The Dallas patient has been isolated.

There’s no proven cure for Ebola, but we know quickly isolating Ebola patients is an effective strategy, as it’s already allowed Nigeria and Senegal to contain the outbreak within their borders.

The Dallas patient has been in isolation since Sunday. After visiting family in Liberia, he flew back to the U.S. on September 20. Officials say other fliers aren’t in danger because he didn’t start developing symptoms until September 24. The three EMS workers who transported the Dallas patient to the hospital will be isolated in their homes for the next 21 days, though none have shown any symptoms.

The CDC is searching for others exposed to Ebola.

The challenge now is to find everyone the Dallas patient came into contact with and begin monitoring them as well. The “contact tracing” process is how Nigeria managed to eliminate its Ebola outbreak. After identifying one Ebola patient who arrived at the Lagos airport in July, Nigerian officials were able to find 72 people he might have infected. By tracing their contact, they found a pool of 894 people potentially infected with Ebola. Eight people died, including the first patient, but the rest have been cleared.
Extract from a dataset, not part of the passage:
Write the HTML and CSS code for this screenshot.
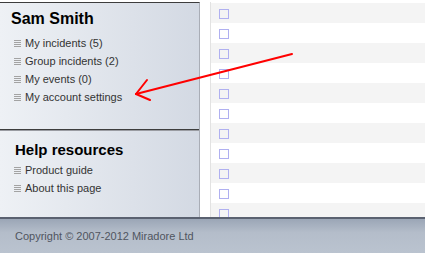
FILE: index.html
```html
<!DOCTYPE html>
<html lang="en">
<head>
    <meta charset="UTF-8">
    <title>My incidents</title>
    <link rel="stylesheet" href="styles.css">
</head>
<body>
<div class="page">
    <div class="main">
        <div class="sidebar">
            <div class="box box-user">
                <h2>Sam Smith</h2>
                <ul class="links">
                    <li><span class="bullet"></span>My incidents (5)</li>
                    <li><span class="bullet"></span>Group incidents (2)</li>
                    <li><span class="bullet"></span>My events (0)</li>
                    <li><span class="bullet"></span>My account settings</li>
                </ul>
            </div>
            <div class="box box-help">
                <h2>Help resources</h2>
                <ul class="links">
                    <li><span class="bullet"></span>Product guide</li>
                    <li><span class="bullet"></span>About this page</li>
                </ul>
            </div>
        </div>
        <div class="gutter"></div>
        <div class="grid">
            <div class="row odd"><span class="check"></span></div>
            <div class="row"><span class="check"></span></div>
            <div class="row odd"><span class="check"></span></div>
            <div class="row"><span class="check"></span></div>
            <div class="row odd"><span class="check"></span></div>
            <div class="row"><span class="check"></span></div>
            <div class="row odd"><span class="check"></span></div>
            <div class="row"><span class="check"></span></div>
            <div class="row odd"><span class="check"></span></div>
            <div class="row"><span class="check"></span></div>
            <div class="row odd"><span class="check"></span></div>
        </div>
    </div>
    <div class="footer">Copyright &copy; 2007-2012 Miradore Ltd</div>

    <svg class="arrow" width="425" height="253" viewBox="0 0 425 253">
        <g stroke="#ff0000" stroke-width="2" stroke-linecap="round" fill="none">
            <line x1="292" y1="54" x2="136" y2="94"/>
            <line x1="136" y1="94" x2="147" y2="80"/>
            <line x1="136" y1="94" x2="150" y2="100"/>
        </g>
    </svg>
</div>
</body>
</html>
```

FILE: styles.css
```css
body {
    margin: 0;
    font-family: "Liberation Sans", Arial, sans-serif;
    background: #fff;
}

.page {
    position: relative;
    width: 425px;
    height: 253px;
    overflow: hidden;
}

.main {
    display: flex;
    height: 217px;
    padding-top: 2px;
    box-sizing: border-box;
}

.sidebar {
    width: 200px;
    border-top: 1px solid #3d3d3d;
    border-right: 1px solid #a9adb6;
    box-sizing: border-box;
    display: flex;
    flex-direction: column;
    background: linear-gradient(to right, #eef1f5, #d3d9e3);
}

.box {
    box-sizing: border-box;
}

.box-user {
    height: 127px;
    padding-top: 6px;
    border-bottom: 1px solid #3d3d3d;
}

.box-help {
    flex: 1;
    padding-top: 9px;
    border-top: 1px solid #9a9ca2;
}

h2 {
    margin: 0;
    font-size: 16px;
    line-height: 20px;
    color: #000;
}

.box-user h2 {
    padding-left: 11px;
    margin-bottom: 5px;
}

.box-help h2 {
    padding-left: 15px;
    font-size: 15px;
    margin-bottom: 1px;
}

.links {
    list-style: none;
    margin: 0;
    padding: 0 0 0 14px;
}

.links li {
    display: flex;
    align-items: center;
    height: 18px;
    font-size: 11px;
    color: #333;
}

.bullet {
    width: 7px;
    height: 7px;
    margin: 1px 4px 0 0;
    background: repeating-linear-gradient(to bottom, #a3a3a3 0 1px, transparent 1px 2px);
}

.gutter {
    width: 11px;
    border-right: 1px solid #e2e2e2;
    box-sizing: border-box;
}

.grid {
    flex: 1;
    padding-top: 1px;
    overflow: hidden;
}

.row {
    height: 20px;
    padding: 6px 0 0 8px;
    box-sizing: border-box;
}

.row.odd {
    background: #f4f4f4;
}

.check {
    display: block;
    width: 10px;
    height: 10px;
    border: 1px solid #b0b0f0;
    box-sizing: border-box;
}

.footer {
    height: 36px;
    border-top: 2px solid #5a6170;
    box-sizing: border-box;
    padding: 11px 0 0 15px;
    font-size: 11px;
    line-height: 13px;
    color: #50555f;
    background: linear-gradient(to bottom, #9ba6b6, #b4bdca 40%, #bac3cf);
}

.arrow {
    position: absolute;
    left: 0;
    top: 0;
}
```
CDC director Thomas Frieden said that process began in the U.S. on Tuesday, and so far they’ve identified a “handful” of people the Dallas patient came into contact with, mostly family members.

CDC Office of Public Health Preparedness and Response spokesman David Daigle arrived in Dallas on Tuesday night and told CBS 11 News that ten more CDC officials were on their way. “We have senior epidemiologists — what I’d call the disease detective type — the guys that are going to go door-to-door checking on anybody who might have had contact with this patient, and seeing if it merits further attention,” said Daigle.

Even if the Dallas patient didn’t infect anyone, we’ll probably still see a few more cases in the U.S.“It was inevitable once the outbreak exploded,” Thomas Geisbert, a professor at the University of Texas Medical Branch at Galveston, told the Washington Post. “Unless you were going to shut down airports and keep people from leaving [West Africa], it’s hard to stop somebody from getting on a plane.” As terrifying as that is, for now Americans should be more worried about the dozens of mundane ailments that might actually kill them.